I, CORI: The coming robotics revolution in orthopaedic surgery

doctor with robotic machine


It’s difficult to overstate the profound impact technology has had on health care. As our understanding of the natural world continues to advance, innovative minds help translate these new insights into practical applications. Changes in liquid density with respect to temperature saw the introduction of the thermometer. Our grasp of sound amplification led to the stethoscope. But as we move further into the 21st century, technologies are being adapted to fit various specialties and subspecialties of medicine. 

In the realm of orthopaedics, for example, the development of highly cross-linked polyethylene was a game-changer for hip and joint replacements in the early 2000s. To illustrate the scope of orthopaedics at London Health Sciences Centre (LHSC), of the 17 operating rooms (OR) at University Hospital, three to four are dedicated to joint replacement surgery every single day. As such, efficiency and accuracy are crucial ingredients to meeting the high demand for service. 

“Without a doubt, the future of orthopaedics is robotics,” says Dr. Douglas Naudie, orthopaedic surgeon at LHSC. 

Enter CORI, the latest addition to the orthopaedic surgeon’s toolkit at LHSC, and funded through a generous donation to London Health Sciences Foundation. Short for Core of Real Intelligence, CORI is a handheld, portable and intuitive system designed for robotic-assisted surgery. 

“Early studies have shown robotic-assisted knee-replacement surgery leads to improved accuracy and improved clinical outcomes,” Dr. Naudie explains. “This has pushed us to explore in more detail the role of robotics in the OR.” 

For the past year, LHSC’s orthopaedics team has been doing their due diligence in evaluating CORI in saw bone and cadaveric specimens to prepare them for clinical use. What makes this particular robot unique is its ability to provide real-time feedback. Other systems available on the market today require a preoperative CT or MRI scan to landmark a patient’s anatomy, making the road to surgery slightly more cumbersome. 

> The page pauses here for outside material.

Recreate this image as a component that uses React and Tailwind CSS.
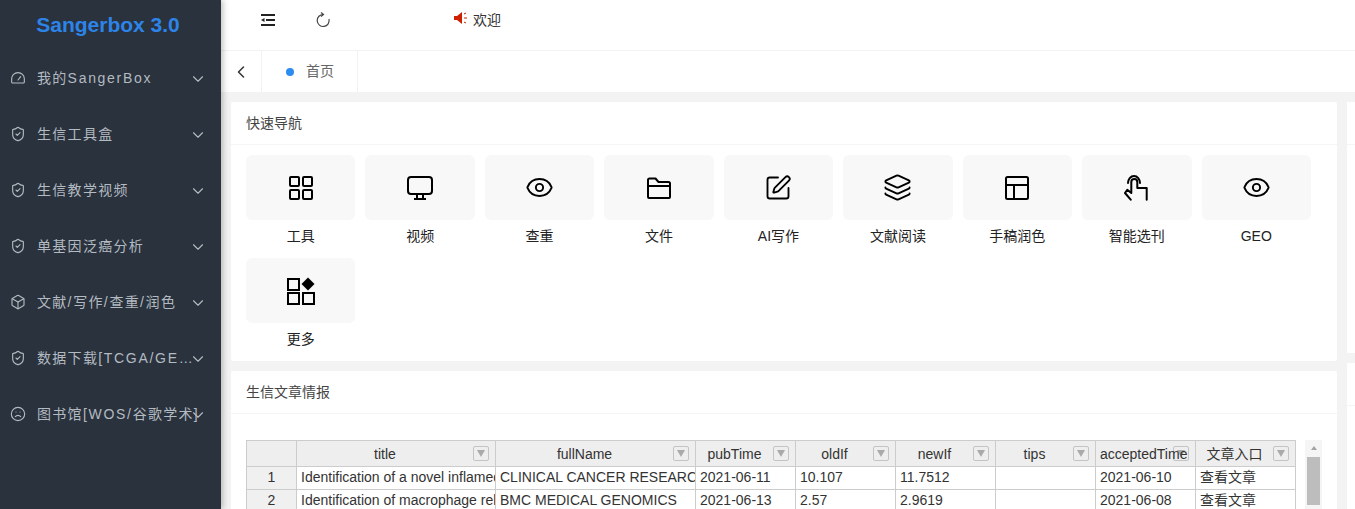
import React from 'react';
import { ChevronDown, ChevronLeft, ShieldCheck, Box, Frown, Eye, SquarePen, Layers } from 'lucide-react';

const FONT = '[font-family:"Liberation_Sans","Noto_Sans_CJK_SC",sans-serif]';

const Gauge = (props) => (
  <svg viewBox="0 0 24 24" fill="none" stroke="currentColor" strokeWidth="1.6" strokeLinecap="round" {...props}>
    <path d="M3.5 19.5a1.5 1.5 0 0 1-1-1.4V13a9.5 9 0 0 1 19 0v5.1a1.5 1.5 0 0 1-1 1.4z" />
    <path d="M12 15l4-5" />
  </svg>
);

const GridIcon = (props) => (
  <svg viewBox="0 0 26 26" fill="none" stroke="currentColor" strokeWidth="2" {...props}>
    <rect x="2" y="2" width="9" height="9" rx="1" />
    <rect x="15" y="2" width="9" height="9" rx="1" />
    <rect x="2" y="15" width="9" height="9" rx="1" />
    <rect x="15" y="15" width="9" height="9" rx="1" />
  </svg>
);

const MonitorIcon = (props) => (
  <svg viewBox="0 0 26 26" fill="none" stroke="currentColor" strokeWidth="2" {...props}>
    <rect x="1" y="2" width="24" height="17" rx="3" />
    <path d="M10 19v4M16 19v4M7 24h12" />
  </svg>
);

const FolderIcon = (props) => (
  <svg viewBox="0 0 26 26" fill="none" stroke="currentColor" strokeWidth="2" strokeLinejoin="round" {...props}>
    <path d="M2 10V5a1.500 1.500 0 0 1 1.500-1.500h6l3 3.500h10A1.500 1.500 0 0 1 24 8.500V22a1 1 0 0 1-1 1H3a1 1 0 0 1-1-1z" />
    <path d="M2 11h22" />
  </svg>
);

const LayoutIcon = (props) => (
  <svg viewBox="0 0 26 26" fill="none" stroke="currentColor" strokeWidth="2" {...props}>
    <rect x="2" y="2" width="22" height="22" rx="1.500" />
    <path d="M2 10h22M10 10v14" />
  </svg>
);

const PointerIcon = (props) => (
  <svg viewBox="0 0 26 26" fill="none" stroke="currentColor" strokeWidth="1.800" strokeLinecap="round" strokeLinejoin="round" {...props}>
    <path d="M4 8a6 7 0 0 1 12 0" />
    <path d="M6.700 24.700L1 18l2.300-3.300 4 3.300V7a3 3 0 0 1 6 0v6h9.400v11.700" />
  </svg>
);

const MoreIcon = (props) => (
  <svg viewBox="0 0 28 28" fill="none" stroke="currentColor" strokeWidth="1.600" {...props}>
    <rect x="1" y="2" width="11" height="11" />
    <rect x="1" y="16" width="11" height="11" />
    <rect x="16" y="16" width="11" height="11" />
    <path d="M21 0.500l6.500 6.500-6.500 6.500L14.500 7z" fill="currentColor" stroke="none" />
  </svg>
);

const Outdent = (props) => (
  <svg viewBox="0 0 16 14" fill="currentColor" {...props}>
    <rect x="1" y="1" width="14" height="2" />
    <rect x="6" y="6" width="9" height="2" />
    <rect x="1" y="11" width="14" height="2" />
    <path d="M1 7L4.500 5v4z" />
  </svg>
);

const Refresh = (props) => (
  <svg viewBox="0 0 16 16" fill="none" stroke="currentColor" strokeWidth="1.200" {...props}>
    <path d="M8.500 2.500A6 6 0 1 0 14 7" />
    <path d="M6 0.500L8.500 2.500 6 4.500" />
  </svg>
);

const Speaker = (props) => (
  <svg viewBox="0 0 14 12" {...props}>
    <path d="M0 4h3l5-4v12L3 8H0z" fill="#cc2200" />
    <path d="M10 2l2-1M10 6h3M10 10l2 1" stroke="#cc2200" strokeWidth="1" fill="none" />
  </svg>
);

const menus = [
  { label: '我的SangerBox', icon: Gauge },
  { label: '生信工具盒', icon: ShieldCheck },
  { label: '生信教学视频', icon: ShieldCheck },
  { label: '单基因泛癌分析', icon: ShieldCheck },
  { label: '文献/写作/查重/润色', icon: Box },
  { label: '数据下载[TCGA/GEO/ICGC]', icon: ShieldCheck },
  { label: '图书馆[WOS/谷歌学术]', icon: Frown },
];

const tiles = [
  { label: '工具', icon: GridIcon, size: 'h-[26px] w-[26px]' },
  { label: '视频', icon: MonitorIcon, size: 'h-[26px] w-[26px]' },
  { label: '查重', icon: Eye, size: 'h-[29px] w-[29px]' },
  { label: '文件', icon: FolderIcon, size: 'h-[26px] w-[26px]' },
  { label: 'AI写作', icon: SquarePen, size: 'h-[28px] w-[28px]' },
  { label: '文献阅读', icon: Layers, size: 'h-[29px] w-[29px]' },
  { label: '手稿润色', icon: LayoutIcon, size: 'h-[26px] w-[26px]' },
  { label: '智能选刊', icon: PointerIcon, size: 'h-[26px] w-[26px]' },
  { label: 'GEO', icon: Eye, size: 'h-[29px] w-[29px]' },
  { label: '更多', icon: MoreIcon, size: 'h-[28px] w-[28px]' },
];

const columns = [
  { name: 'title', width: 'w-[199px]' },
  { name: 'fullName', width: 'w-[200px]' },
  { name: 'pubTime', width: 'w-[100px]' },
  { name: 'oldIf', width: 'w-[100px]' },
  { name: 'newIf', width: 'w-[100px]' },
  { name: 'tips', width: 'w-[100px]' },
  { name: 'acceptedTime', width: 'w-[100px]' },
  { name: '文章入口', width: 'w-[100px]' },
];

const rows = [
  ['Identification of a novel inflamed tumor signature', 'CLINICAL CANCER RESEARCH', '2021-06-11', '10.107', '11.7512', '', '2021-06-10', '查看文章'],
  ['Identification of macrophage related gene signature', 'BMC MEDICAL GENOMICS', '2021-06-13', '2.57', '2.9619', '', '2021-06-08', '查看文章'],
];

const FilterButton = () => (
  <span className="absolute right-[6px] top-[5px] flex h-[15px] w-[16px] items-center justify-center rounded-[2px] border border-[#c4c4c4] bg-[#eeeeee]">
    <span className="h-0 w-0 border-x-[4px] border-t-[7px] border-x-transparent border-t-[#aaaaaa]" />
  </span>
);

// latin runs sit wider than the CJK ones in the menu
const MenuLabel = ({ text }) =>
  text.split(/([\x00-\x7f]+)/).map((part, i) => (
    <span key={i} className={i % 2 ? 'tracking-[1.7px]' : 'tracking-[1.3px]'}>{part}</span>
  ));

const Sidebar = () => (
  <div className="z-10 flex w-[221px] shrink-0 flex-col bg-[#29323d] shadow-[2px_0_6px_rgba(0,0,0,0.25)]">
    <div className="flex h-[50px] items-center justify-center pr-[5px] text-[21px] font-bold text-[#2d84e8]">
      Sangerbox 3.0
    </div>
    {menus.map((m) => (
      <div key={m.label} className="relative flex h-[56px] items-center pl-[10px] text-[14px] text-[#b4bac1]">
        <m.icon className="h-[16px] w-[16px] shrink-0" strokeWidth={1.7} />
        <span className="ml-[11px] w-[164px] truncate">
          <MenuLabel text={m.label} />
        </span>
        <ChevronDown className="absolute left-[189px] top-[20px] h-[18px] w-[18px]" strokeWidth={1.500} />
      </div>
    ))}
  </div>
);

const TopBar = () => (
  <div className="flex h-[51px] shrink-0 items-center border-b border-[#f2f2f2] bg-white pb-[10px] text-[#303133]">
    <Outdent className="ml-[39px] h-[14px] w-[16px] text-[#222222]" />
    <Refresh className="ml-[39px] h-[16px] w-[16px] text-[#444444]" />
    <Speaker className="ml-[123px] mb-[4px] h-[12px] w-[14px]" />
    <span className="ml-[5px] text-[14px] text-[#333333]">欢迎</span>
  </div>
);

const TabBar = () => (
  <div className="flex h-[41px] shrink-0 items-stretch bg-white">
    <div className="flex w-[41px] items-center justify-center border-r border-[#f2f2f2]">
      <ChevronLeft className="h-[20px] w-[20px] text-[#333333]" strokeWidth={1.800} />
    </div>
    <div className="flex w-[96px] items-center border-r border-[#f2f2f2] pl-[24px] text-[14px] text-[#666666]">
      <span className="h-[8px] w-[8px] rounded-full bg-[#2d8cf0]" />
      <span className="ml-[12px]">首页</span>
    </div>
  </div>
);

const NavCard = () => (
  <div className="h-[259px] rounded-[2px] bg-white">
    <div className="flex h-[43px] items-center border-b border-[#f5f5f5] pl-[15px] text-[14px] text-[#444444]">快速导航</div>
    <div className="grid grid-cols-[repeat(9,109.45px)] gap-x-[10px] pl-[15px] pt-[10px]">
      {tiles.map((t) => (
        <div key={t.label} className="h-[103px]">
          <div className="flex h-[65px] items-center justify-center rounded-[6px] bg-[#f8f8f8] text-black">
            <t.icon className={t.size} strokeWidth={t.icon === Eye || t.icon === SquarePen || t.icon === Layers ? 1.600 : 2} />
          </div>
          <div className="flex h-[32px] items-center justify-center text-[14px] text-[#222222]">{t.label}</div>
        </div>
      ))}
    </div>
  </div>
);

const ArticleCard = () => (
  <div className="mt-[10px] h-[200px] rounded-[2px] bg-white">
    <div className="flex h-[43px] items-center border-b border-[#f5f5f5] pl-[15px] text-[14px] text-[#444444]">生信文章情报</div>
    <div className="flex items-start pl-[15px] pt-[26px]">
      <table className="w-[1050px] table-fixed border-collapse text-[14px] leading-[18px] text-[#333333]">
        <thead>
          <tr className="h-[26px]">
            <th className="w-[50px] border border-[#cccccc] bg-[#eeeeee]" />
            {columns.map((c) => (
              <th key={c.name} className={`${c.width} relative whitespace-nowrap border border-[#cccccc] bg-[#eeeeee] pl-[4px] pr-[26px] text-center font-normal`}>
                <FilterButton />
                <span className="relative">{c.name}</span>
              </th>
            ))}
          </tr>
        </thead>
        <tbody>
          {rows.map((r, i) => (
            <tr key={r[0]} className="h-[23px]">
              <td className="border border-[#cccccc] bg-[#f0f0f0] pb-[2px] text-center">{i + 1}</td>
              {r.map((v, j) => (
                <td key={j} className="overflow-hidden whitespace-nowrap border border-[#cccccc] px-[4px] pb-[2px]">{v}</td>
              ))}
            </tr>
          ))}
        </tbody>
      </table>
      <div className="ml-[9px] flex h-[69px] w-[17px] flex-col items-center bg-[#f5f5f5]">
        <span className="mt-[6px] h-0 w-0 border-x-[3px] border-b-[4px] border-x-transparent border-b-[#a3a3a3]" />
        <div className="mt-[7px] h-[48px] w-[13px] bg-[#bdbdbd]" />
      </div>
    </div>
  </div>
);

const SideColumn = () => (
  <div className="ml-[10px] w-[200px] shrink-0">
    <div className="h-[251px] bg-white">
      <div className="h-[43px] border-b border-[#f5f5f5]" />
    </div>
    <div className="mt-[10px] h-[200px] bg-white">
      <div className="h-[43px] border-b border-[#f5f5f5]" />
    </div>
  </div>
);

export default function App() {
  return (
    <div className={`flex h-screen w-full overflow-hidden bg-[#f3f3f3] ${FONT}`}>
      <Sidebar />
      <div className="flex min-w-0 flex-1 flex-col">
        <TopBar />
        <TabBar />
        <div className="flex flex-1 overflow-hidden pl-[10px] pt-[10px]">
          <div className="w-[1106px] shrink-0">
            <NavCard />
            <ArticleCard />
          </div>
          <SideColumn />
        </div>
      </div>
    </div>
  );
}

“With CORI, we can actually digitize anatomic landmarks and create a model of the knee at the time of surgery,” Dr. Naudie says. He moves his index finger across the screen to manipulate the knee-bone he has pulled up. “We can then adjust sizes, angles, alignment and rotation to execute the plan with a very high level of accuracy.” 

Built-in fail-safes also work in conjunction with the digital mapping software. With the operating area fully entered into the computer, the handheld milling tool can only function where allowed. Dr. Naudie demonstrates this by trying to cut outside the designated field on a sawbones model: nothing happens. Similarly for depth, calibration prevents the operator from pushing too far into the bone.  

For orthopaedic surgeons at LHSC, it’s like being given a paintbrush that can’t paint outside the lines. The combination of precision and real-time data is invaluable in its capacity to improve patient outcomes at the time of surgery. And when it comes to including cutting-edge advancements such as this to our hospital’s ORs, Dr. Naudie recognizes the importance of donor support. 

“We are always striving to be the best, but our ability to adopt emerging technologies is only possible with the generous donations we receive through the Foundation,” he says. 

The orthopaedics department at LHSC is approaching robotics with cautious optimism. By taking the time to study objectively and understand fully the extent these systems will play in their ORs, the team is focused solely on providing the best care possible. They want to optimize not only the tools but the process as well, ensuring they’re well-prepared for the future when it gets here.